Mid last year as a curiosity, I ordered 100g of baby camel fleece blended 50:50 with silk from Fibre Arts Shed. It turned out to be beautiful stuff. Soft, shiny, slinky and lovely to spin.
It then took me over a year to find something to make with it. I found a cowl pattern I loved (Berilo cowl by Keka Guillén) but my yarn came out about 5ply/sport weight and the pattern was for light fingering. Besides, I didn’t have enough of it. Dilemma! After some grumpy stomping, I remembered that I had another 100g of commercially spun very fine laceweight yarn in the same blend, incidentally from the same seller. Ooo, could I make that work?
It looked like three strands of the fine yarn came close to matching the heavier handspun. So I swatched and yes, that works. The three strands is a little finer still but would work in the way I planned to combine it.
Then I pulled back the swatch and wound the fine yarn into three balls. Ready to go.
I figured that working with a slightly larger needle size would still work and I am not size tiny. My plan was to knit the fancy lower border in the handspun, then introduce the finer yarn worked three together and in alternating rows with the handspun, and finish with the finer yarn after the handspun ran out. This did in fact work well.
Here are the beginnings
and the whole thing straight off the needles. I messed with the pattern a bit to shorten it and make for a sharper angle of decrease in circumference. I am not blessed with a long neck. I also reduced needle sizes as I got to the last few sections.
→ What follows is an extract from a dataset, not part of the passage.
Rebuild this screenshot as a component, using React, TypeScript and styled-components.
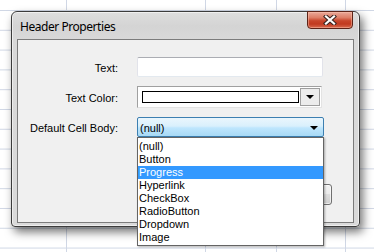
import React from 'react';
import styled, { createGlobalStyle } from 'styled-components';

const GRID = '#d0d7e5';

const GlobalStyle = createGlobalStyle`
  html, body {
    margin: 0;
    padding: 0;
    width: 374px;
    height: 252px;
    overflow: hidden;
  }
  body {
    font-family: "Liberation Sans", Arial, sans-serif;
    font-size: 11px;
    color: #000;
  }
`;

const items = ['(null)', 'Button', 'Progress', 'Hyperlink', 'CheckBox', 'RadioButton', 'Dropdown', 'Image'];

function vline(x: number) {
  return `linear-gradient(to right, transparent ${x}px, ${GRID} ${x}px, ${GRID} ${x + 1}px, transparent ${x + 1}px)`;
}

export default function App() {
  return (
    <>
      <GlobalStyle />
      <Sheet>
        <Window>
          <TitleBar>
            <Title>Header Properties</Title>
            <CloseButton aria-label="Close">
              <svg width="14" height="10" viewBox="0 0 14 10">
                <path d="M3 1.5 L11 8.5 M11 1.5 L3 8.5" stroke="#3a2420" strokeWidth="4.2" strokeLinecap="square" fill="none" />
                <path d="M3 1.5 L11 8.5 M11 1.5 L3 8.5" stroke="#ffffff" strokeWidth="2.2" strokeLinecap="square" fill="none" />
              </svg>
            </CloseButton>
          </TitleBar>
          <Client>
            <Form>
              <Label>Text:</Label>
              <TextInput />
              <Label>Text Color:</Label>
              <ColorCombo>
                <ColorField>
                  <Swatch />
                </ColorField>
                <ComboButton>
                  <Arrow />
                </ComboButton>
              </ColorCombo>
              <Label>Default Cell Body:</Label>
              <SelectWrap>
                <Select>
                  <span>(null)</span>
                  <Arrow />
                </Select>
                <List>
                  {items.map((item) => (
                    <Item key={item} selected={item === 'Progress'}>
                      {item}
                    </Item>
                  ))}
                </List>
              </SelectWrap>
            </Form>
            <Footer>
              <PushButton>OK</PushButton>
              <PushButton>Cancel</PushButton>
            </Footer>
          </Client>
        </Window>
      </Sheet>
    </>
  );
}

const Sheet = styled.div`
  width: 374px;
  height: 252px;
  box-sizing: border-box;
  padding: 11px 0 0 11px;
  background-color: #fff;
  background-image: ${vline(66)}, ${vline(205)}, ${vline(276)}, ${vline(345)},
    linear-gradient(to bottom, ${GRID} 1px, transparent 1px);
  background-size: 100% 100%, 100% 100%, 100% 100%, 100% 100%, 100% 19.8px;
  background-position: 0 0, 0 0, 0 0, 0 0, 0 10px;
`;

const Window = styled.div`
  width: 349px;
  height: 216px;
  box-sizing: border-box;
  display: flex;
  flex-direction: column;
  border: 1px solid #3c3c3c;
  border-radius: 6px 6px 4px 4px;
  background: linear-gradient(to bottom, #dedede 0px, #d4d4d4 14px, #d9d9d9 28px, #dadada 100%);
  box-shadow: inset 0 0 0 1px rgba(255, 255, 255, 0.55), 3px 5px 10px rgba(0, 0, 0, 0.55);
`;

const TitleBar = styled.div`
  height: 27px;
  display: flex;
  align-items: flex-start;
  padding-left: 8px;
`;

const Title = styled.div`
  font-family: "Noto Sans", "Open Sans", sans-serif;
  font-size: 12px;
  line-height: 15px;
  padding-top: 7px;
  color: #000;
  letter-spacing: -0.45px;
`;

const CloseButton = styled.div`
  margin: -1px 6px 0 auto;
  width: 46px;
  height: 18px;
  box-sizing: border-box;
  display: flex;
  align-items: center;
  justify-content: center;
  border: 1px solid #5c2318;
  border-radius: 0 0 4px 4px;
  background: linear-gradient(
    to bottom,
    #e9a99a 0%,
    #dd7e67 35%,
    #c8452b 55%,
    #c13a20 75%,
    #d86a4f 100%
  );
  box-shadow: inset 0 0 0 1px rgba(255, 200, 180, 0.45);
`;

const Client = styled.div`
  flex: 1;
  margin: 0 5px 3px 5px;
  display: flex;
  flex-direction: column;
  border: 1px solid #7c7c7c;
  background: #f0f0f0;
`;

const Form = styled.div`
  display: grid;
  grid-template-columns: 100px auto;
  column-gap: 19px;
  row-gap: 9px;
  align-items: center;
  justify-items: start;
  padding-top: 17px;
`;

const Label = styled.div`
  justify-self: end;
  font-size: 11px;
  line-height: 13px;
  padding-top: 2px;
  white-space: nowrap;
`;

const TextInput = styled.div`
  width: 186px;
  height: 20px;
  box-sizing: border-box;
  background: #fff;
  border: 1px solid #e2e3ea;
  border-top-color: #abadb3;
  border-bottom-color: #e3e9ef;
  border-radius: 2px;
`;

const ColorCombo = styled.div`
  width: 185px;
  height: 22px;
  box-sizing: border-box;
  display: flex;
  align-items: stretch;
  background: #fff;
  border: 1px solid #a0a0a0;
  border-right-color: #e3e3e3;
  border-bottom-color: #e3e3e3;
`;

const ColorField = styled.div`
  flex: 1;
  display: flex;
  align-items: center;
  padding-left: 4px;
`;

const Swatch = styled.div`
  width: 157px;
  height: 12px;
  box-sizing: border-box;
  border: 1px solid #000;
  background: #fff;
`;

const ComboButton = styled.div`
  width: 18px;
  margin: 1px 1px 1px 0;
  display: flex;
  align-items: center;
  justify-content: center;
  background: #ececec;
  border: 1px solid #9e9e9e;
`;

const Arrow = styled.div`
  width: 0;
  height: 0;
  border-left: 4px solid transparent;
  border-right: 4px solid transparent;
  border-top: 4px solid #000;
`;

const SelectWrap = styled.div`
  position: relative;
`;

const Select = styled.div`
  width: 187px;
  height: 20px;
  box-sizing: border-box;
  display: flex;
  align-items: center;
  justify-content: space-between;
  padding: 1px 5px 0 2px;
  border: 1px solid #3c7fb1;
  border-radius: 2px;
  background: linear-gradient(to bottom, #eaf6fd 0%, #d9f0fc 45%, #bee6fd 55%, #a7d9f5 100%);
  font-size: 11px;
`;

const List = styled.div`
  position: absolute;
  top: 100%;
  left: 0;
  width: 187px;
  box-sizing: border-box;
  padding: 2px 0 1px;
  background: #fff;
  border: 1px solid #646464;
  box-shadow: 1px 1px 2px rgba(0, 0, 0, 0.3);
  z-index: 2;
`;

const Item = styled.div<{ selected?: boolean }>`
  height: 13px;
  line-height: 13px;
  padding-left: 1px;
  font-size: 11px;
  white-space: nowrap;
  background: ${(p) => (p.selected ? '#3399ff' : 'transparent')};
  color: ${(p) => (p.selected ? '#fff' : '#000')};
`;

const Footer = styled.div`
  margin-top: auto;
  display: flex;
  justify-content: flex-end;
  gap: 6px;
  padding: 0 21px 17px 0;
`;

const PushButton = styled.div`
  width: 75px;
  height: 21px;
  box-sizing: border-box;
  display: flex;
  align-items: center;
  justify-content: center;
  border: 1px solid #707070;
  border-radius: 3px;
  background: linear-gradient(to bottom, #f2f2f2 0%, #ebebeb 50%, #dddddd 50%, #cfcfcf 100%);
  box-shadow: inset 0 0 0 1px rgba(255, 255, 255, 0.6);
  font-size: 11px;
`;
and here it is pinned out to block.
I had quite a lot of the fine yarn left and it occurred to me that if the weather is cold enough for me to wear this, then I would want to wear a hat too and wouldn’t it be nice to have a matching one? I chose the “Burka Leaf Cap” by Lynette Meek. Again my yarn did not match the pattern, so size selection was difficult. I started with the small size on much larger needles, but at this point realised it was firmer on my head than I can tolerate. So I pulled it back and resumed with the medium size.
It’s an interesting design and a better choice for the soft drapey yarn than I realised. It’s lacey but almost entirely made of variations of rib. Lace within ribbing was a new thing for me. I didn’t block it so you just get one finished picture.